Listing =>
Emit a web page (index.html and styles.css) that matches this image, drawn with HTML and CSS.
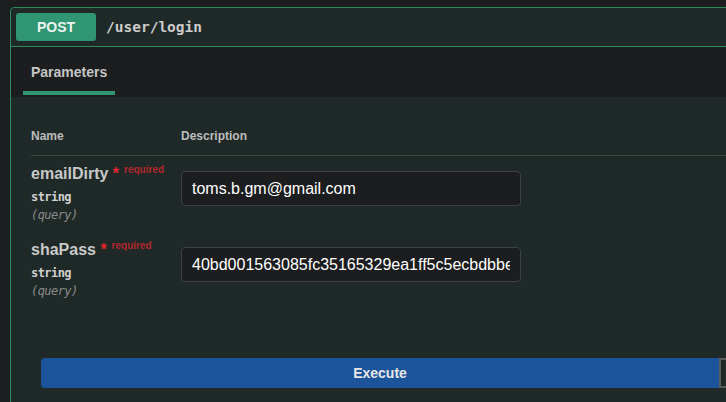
FILE: index.html
```html
<!DOCTYPE html>
<html>
<head>
<meta charset="utf-8">
<title>POST /user/login</title>
<link rel="stylesheet" href="styles.css">
</head>
<body>
<div class="opblock">
  <div class="summary">
    <span class="method">POST</span>
    <span class="path">/user/login</span>
  </div>
  <div class="section-header">
    <div class="tab"><h4>Parameters</h4></div>
  </div>
  <div class="params">
    <div class="row head">
      <div class="col-name">Name</div>
      <div class="col-desc">Description</div>
    </div>
    <div class="row param">
      <div class="col-name">
        <div class="pname">emailDirty<span class="star">&nbsp;*</span><span class="req">required</span></div>
        <div class="ptype">string</div>
        <div class="pin">(query)</div>
      </div>
      <div class="col-desc"><input class="field" type="text" value="toms.b.gm@gmail.com"></div>
    </div>
    <div class="row param">
      <div class="col-name">
        <div class="pname">shaPass<span class="star">&nbsp;*</span><span class="req">required</span></div>
        <div class="ptype">string</div>
        <div class="pin">(query)</div>
      </div>
      <div class="col-desc"><input class="field" type="text" value="40bd001563085fc35165329ea1ff5c5ecbdbbeef"></div>
    </div>
  </div>
  <div class="execute-wrapper">
    <button class="btn execute">Execute</button>
    <button class="btn clear" aria-label="Clear"></button>
  </div>
</div>
</body>
</html>
```

FILE: styles.css
```css
* { box-sizing: border-box; }
html, body { margin: 0; }
body {
  background: #1c1e1f;
  padding: 7px 0 0 10px;
  height: 402px;
  overflow: hidden;
  font-family: "Liberation Sans", Arial, sans-serif;
}
.opblock {
  width: 1422px;
  border: 1px solid #2e8b5e;
  border-radius: 4px;
  background: #1f2927;
  min-height: 420px;
}
.summary {
  display: flex;
  align-items: center;
  gap: 10px;
  padding: 5px;
  border-bottom: 1px solid #2e8b5e;
}
.method {
  width: 80px;
  height: 28px;
  display: flex;
  align-items: center;
  justify-content: center;
  background: #2f9573;
  border-radius: 3px;
  color: #eef3f0;
  font-weight: 700;
  font-size: 14px;
}
.path {
  font-family: "DejaVu Sans Mono", monospace;
  font-size: 14.5px;
  font-weight: 700;
  color: #cccccc;
}
.section-header {
  height: 50px;
  background: #1b1d1e;
  display: flex;
  align-items: flex-end;
  padding: 0 12px 2px;
}
.tab {
  padding: 0 8px 10px;
  border-bottom: 4px solid #2f9573;
}
.tab h4 {
  margin: 0;
  font-size: 14px;
  line-height: 18px;
  font-weight: 700;
  color: #c6c6c6;
}
.params { padding: 0 0 0 20px; }
.row { display: flex; }
.head {
  padding: 32px 0 12px;
  border-bottom: 1px solid #3a4540;
  font-size: 12px;
  line-height: 14px;
  font-weight: 700;
  color: #bdbdbd;
}
.col-name { width: 150px; flex: none; }
.param { height: 76px; }
.param .col-name { padding-top: 8px; }
.pname {
  font-size: 16px;
  line-height: 20px;
  font-weight: 700;
  color: #c9c9c9;
  white-space: nowrap;
}
.star { color: #e0282e; }
.req {
  position: relative;
  top: -6px;
  padding-left: 5px;
  font-size: 10px;
  color: #b0282d;
}
.ptype, .pin {
  margin-top: 4px;
  font-family: "DejaVu Sans Mono", monospace;
  font-size: 12px;
  letter-spacing: -0.55px;
  line-height: 14px;
}
.ptype { color: #cfcfcf; font-weight: 700; }
.pin { font-style: italic; color: #8a8a8a; }
.field {
  margin-top: 15px;
  width: 340px;
  height: 35px;
  padding: 0 10px;
  border: 1px solid #3d4144;
  border-radius: 4px;
  background: #1b1d1e;
  color: #ffffff;
  font-family: "Liberation Sans", Arial, sans-serif;
  font-size: 16px;
  outline: none;
}
.execute-wrapper {
  display: flex;
  padding: 50px 30px 30px;
}
.btn {
  flex: 1;
  height: 30px;
  font-family: "Liberation Sans", Arial, sans-serif;
  font-size: 14px;
  font-weight: 700;
}
.execute {
  background: #1b549b;
  color: #e6e6e6;
  border: none;
  border-radius: 4px 0 0 4px;
}
.clear {
  background: transparent;
  border: 2px solid #5c5c5c;
  color: #cccccc;
  border-radius: 0 4px 4px 0;
}
```
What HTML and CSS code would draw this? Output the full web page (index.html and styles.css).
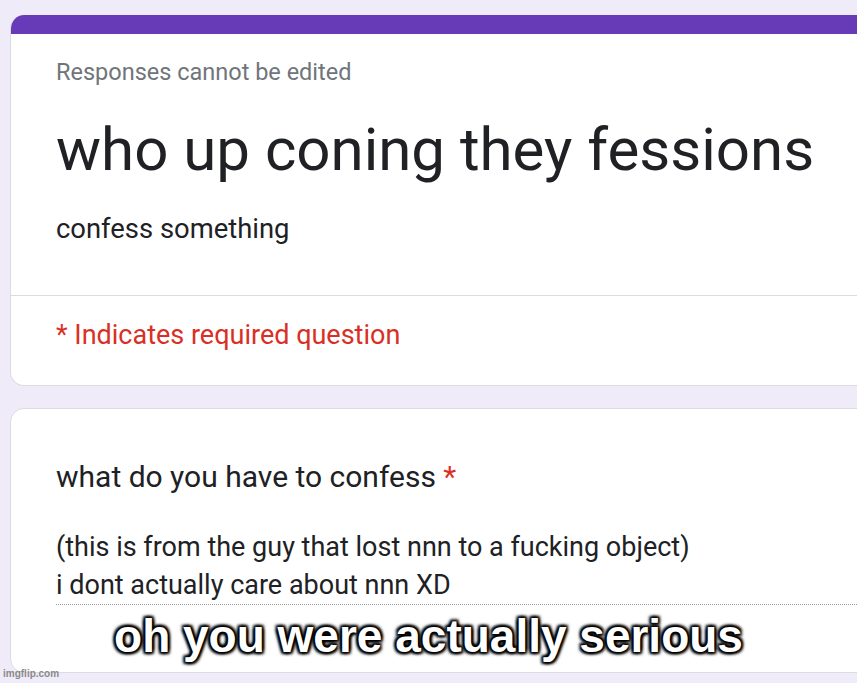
FILE: index.html
```html
<!DOCTYPE html>
<html>
<head>
<meta charset="utf-8">
<link rel="stylesheet" href="styles.css">
</head>
<body>
<div class="page">
  <div class="card header-card">
    <div class="accent"></div>
    <div class="header-body">
      <div class="notice">Responses cannot be edited</div>
      <h1 class="title">who up coning they fessions</h1>
      <div class="desc">confess something</div>
    </div>
    <div class="required-row">
      <span class="required">* Indicates required question</span>
    </div>
  </div>
  <div class="card question-card">
    <div class="question">what do you have to confess <span class="star">*</span></div>
    <div class="answer">
      <div class="answer-line">(this is from the guy that lost nnn to a fucking object)</div>
      <div class="answer-line">i dont actually care about nnn XD</div>
    </div>
  </div>
</div>
<div class="caption">oh you were actually serious</div>
<div class="watermark">imgflip.com</div>
</body>
</html>
```
FILE: styles.css
```css
html, body {
  margin: 0;
  padding: 0;
  background: #efebf8;
  overflow: hidden;
  width: 857px;
  height: 683px;
}
body {
  font-family: Roboto, "Liberation Sans", sans-serif;
  position: relative;
}
.page {
  padding: 15px 0 0 10px;
  display: flex;
  flex-direction: column;
  gap: 22px;
  width: 920px;
}
.card {
  background: #fff;
  border: 1px solid #dadce0;
  border-radius: 14px;
  overflow: hidden;
}
.header-card {
  border-top: none;
}
.accent {
  height: 19px;
  background: #673ab7;
  margin: 0 -1px;
}
.header-body {
  padding: 23px 0 48px 45px;
}
.notice {
  color: #70757a;
  font-size: 23.5px;
  line-height: 30px;
}
.title {
  margin: 27px 0 0;
  font-weight: 400;
  font-size: 60px;
  line-height: 72px;
  color: #202124;
}
.desc {
  margin-top: 25px;
  font-size: 27.4px;
  line-height: 36px;
  color: #202124;
}
.required-row {
  border-top: 1px solid #dadce0;
  padding: 21px 0 32px 45px;
}
.required {
  color: #d93025;
  font-size: 27px;
  line-height: 36px;
}
.question-card {
  height: 265px;
  padding: 48px 0 0 45px;
  box-sizing: border-box;
}
.question {
  font-size: 30px;
  line-height: 40px;
  color: #202124;
}
.star {
  color: #d93025;
}
.answer {
  margin-top: 31px;
  border-bottom: 1px dotted #9e9e9e;
  padding-bottom: 0;
}
.answer-line {
  font-size: 27px;
  line-height: 38px;
  color: #202124;
}
.caption {
  position: absolute;
  left: 0;
  width: 857px;
  top: 610px;
  line-height: 52px;
  text-align: center;
  font-family: "Liberation Sans", Arial, sans-serif;
  font-weight: 700;
  font-size: 46px;
  color: #fff;
  text-shadow: 0 0 3px #000, 0 0 3px #000, 2px 2px 3px #000, -2px -2px 3px #000, 2px -2px 3px #000, -2px 2px 3px #000;
}
.watermark {
  position: absolute;
  left: 3px;
  top: 668px;
  font-family: "Liberation Sans", Arial, sans-serif;
  font-weight: 700;
  font-size: 10px;
  color: #8a8a8a;
}
```
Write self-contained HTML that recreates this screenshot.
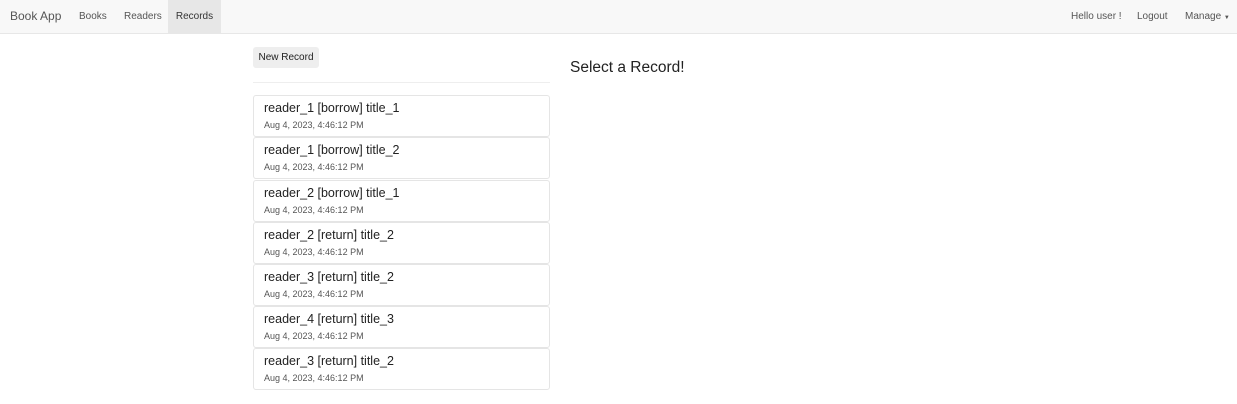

What to produce =>
Give the entries again word for word, but skip the pictures.

Answer below =>
Emit a web page (index.html and styles.css) that matches this image, drawn with HTML and CSS.
FILE: index.html
```html
<!DOCTYPE html>
<html>
<head>
<meta charset="utf-8">
<title>POST /user/login</title>
<link rel="stylesheet" href="styles.css">
</head>
<body>
<div class="opblock">
  <div class="summary">
    <span class="method">POST</span>
    <span class="path">/user/login</span>
  </div>
  <div class="section-header">
    <div class="tab"><h4>Parameters</h4></div>
  </div>
  <div class="params">
    <div class="row head">
      <div class="col-name">Name</div>
      <div class="col-desc">Description</div>
    </div>
    <div class="row param">
      <div class="col-name">
        <div class="pname">emailDirty<span class="star">&nbsp;*</span><span class="req">required</span></div>
        <div class="ptype">string</div>
        <div class="pin">(query)</div>
      </div>
      <div class="col-desc"><input class="field" type="text" value="toms.b.gm@gmail.com"></div>
    </div>
    <div class="row param">
      <div class="col-name">
        <div class="pname">shaPass<span class="star">&nbsp;*</span><span class="req">required</span></div>
        <div class="ptype">string</div>
        <div class="pin">(query)</div>
      </div>
      <div class="col-desc"><input class="field" type="text" value="40bd001563085fc35165329ea1ff5c5ecbdbbeef"></div>
    </div>
  </div>
  <div class="execute-wrapper">
    <button class="btn execute">Execute</button>
    <button class="btn clear" aria-label="Clear"></button>
  </div>
</div>
</body>
</html>
```

FILE: styles.css
```css
* { box-sizing: border-box; }
html, body { margin: 0; }
body {
  background: #1c1e1f;
  padding: 7px 0 0 10px;
  height: 402px;
  overflow: hidden;
  font-family: "Liberation Sans", Arial, sans-serif;
}
.opblock {
  width: 1422px;
  border: 1px solid #2e8b5e;
  border-radius: 4px;
  background: #1f2927;
  min-height: 420px;
}
.summary {
  display: flex;
  align-items: center;
  gap: 10px;
  padding: 5px;
  border-bottom: 1px solid #2e8b5e;
}
.method {
  width: 80px;
  height: 28px;
  display: flex;
  align-items: center;
  justify-content: center;
  background: #2f9573;
  border-radius: 3px;
  color: #eef3f0;
  font-weight: 700;
  font-size: 14px;
}
.path {
  font-family: "DejaVu Sans Mono", monospace;
  font-size: 14.5px;
  font-weight: 700;
  color: #cccccc;
}
.section-header {
  height: 50px;
  background: #1b1d1e;
  display: flex;
  align-items: flex-end;
  padding: 0 12px 2px;
}
.tab {
  padding: 0 8px 10px;
  border-bottom: 4px solid #2f9573;
}
.tab h4 {
  margin: 0;
  font-size: 14px;
  line-height: 18px;
  font-weight: 700;
  color: #c6c6c6;
}
.params { padding: 0 0 0 20px; }
.row { display: flex; }
.head {
  padding: 32px 0 12px;
  border-bottom: 1px solid #3a4540;
  font-size: 12px;
  line-height: 14px;
  font-weight: 700;
  color: #bdbdbd;
}
.col-name { width: 150px; flex: none; }
.param { height: 76px; }
.param .col-name { padding-top: 8px; }
.pname {
  font-size: 16px;
  line-height: 20px;
  font-weight: 700;
  color: #c9c9c9;
  white-space: nowrap;
}
.star { color: #e0282e; }
.req {
  position: relative;
  top: -6px;
  padding-left: 5px;
  font-size: 10px;
  color: #b0282d;
}
.ptype, .pin {
  margin-top: 4px;
  font-family: "DejaVu Sans Mono", monospace;
  font-size: 12px;
  letter-spacing: -0.55px;
  line-height: 14px;
}
.ptype { color: #cfcfcf; font-weight: 700; }
.pin { font-style: italic; color: #8a8a8a; }
.field {
  margin-top: 15px;
  width: 340px;
  height: 35px;
  padding: 0 10px;
  border: 1px solid #3d4144;
  border-radius: 4px;
  background: #1b1d1e;
  color: #ffffff;
  font-family: "Liberation Sans", Arial, sans-serif;
  font-size: 16px;
  outline: none;
}
.execute-wrapper {
  display: flex;
  padding: 50px 30px 30px;
}
.btn {
  flex: 1;
  height: 30px;
  font-family: "Liberation Sans", Arial, sans-serif;
  font-size: 14px;
  font-weight: 700;
}
.execute {
  background: #1b549b;
  color: #e6e6e6;
  border: none;
  border-radius: 4px 0 0 4px;
}
.clear {
  background: transparent;
  border: 2px solid #5c5c5c;
  color: #cccccc;
  border-radius: 0 4px 4px 0;
}
```
What HTML and CSS code would draw this? Output the full web page (index.html and styles.css).
FILE: index.html
```html
<!DOCTYPE html>
<html>
<head>
<meta charset="utf-8">
<link rel="stylesheet" href="styles.css">
</head>
<body>
<div class="page">
  <div class="card header-card">
    <div class="accent"></div>
    <div class="header-body">
      <div class="notice">Responses cannot be edited</div>
      <h1 class="title">who up coning they fessions</h1>
      <div class="desc">confess something</div>
    </div>
    <div class="required-row">
      <span class="required">* Indicates required question</span>
    </div>
  </div>
  <div class="card question-card">
    <div class="question">what do you have to confess <span class="star">*</span></div>
    <div class="answer">
      <div class="answer-line">(this is from the guy that lost nnn to a fucking object)</div>
      <div class="answer-line">i dont actually care about nnn XD</div>
    </div>
  </div>
</div>
<div class="caption">oh you were actually serious</div>
<div class="watermark">imgflip.com</div>
</body>
</html>
```
FILE: styles.css
```css
html, body {
  margin: 0;
  padding: 0;
  background: #efebf8;
  overflow: hidden;
  width: 857px;
  height: 683px;
}
body {
  font-family: Roboto, "Liberation Sans", sans-serif;
  position: relative;
}
.page {
  padding: 15px 0 0 10px;
  display: flex;
  flex-direction: column;
  gap: 22px;
  width: 920px;
}
.card {
  background: #fff;
  border: 1px solid #dadce0;
  border-radius: 14px;
  overflow: hidden;
}
.header-card {
  border-top: none;
}
.accent {
  height: 19px;
  background: #673ab7;
  margin: 0 -1px;
}
.header-body {
  padding: 23px 0 48px 45px;
}
.notice {
  color: #70757a;
  font-size: 23.5px;
  line-height: 30px;
}
.title {
  margin: 27px 0 0;
  font-weight: 400;
  font-size: 60px;
  line-height: 72px;
  color: #202124;
}
.desc {
  margin-top: 25px;
  font-size: 27.4px;
  line-height: 36px;
  color: #202124;
}
.required-row {
  border-top: 1px solid #dadce0;
  padding: 21px 0 32px 45px;
}
.required {
  color: #d93025;
  font-size: 27px;
  line-height: 36px;
}
.question-card {
  height: 265px;
  padding: 48px 0 0 45px;
  box-sizing: border-box;
}
.question {
  font-size: 30px;
  line-height: 40px;
  color: #202124;
}
.star {
  color: #d93025;
}
.answer {
  margin-top: 31px;
  border-bottom: 1px dotted #9e9e9e;
  padding-bottom: 0;
}
.answer-line {
  font-size: 27px;
  line-height: 38px;
  color: #202124;
}
.caption {
  position: absolute;
  left: 0;
  width: 857px;
  top: 610px;
  line-height: 52px;
  text-align: center;
  font-family: "Liberation Sans", Arial, sans-serif;
  font-weight: 700;
  font-size: 46px;
  color: #fff;
  text-shadow: 0 0 3px #000, 0 0 3px #000, 2px 2px 3px #000, -2px -2px 3px #000, 2px -2px 3px #000, -2px 2px 3px #000;
}
.watermark {
  position: absolute;
  left: 3px;
  top: 668px;
  font-family: "Liberation Sans", Arial, sans-serif;
  font-weight: 700;
  font-size: 10px;
  color: #8a8a8a;
}
```
Write self-contained HTML that recreates this screenshot.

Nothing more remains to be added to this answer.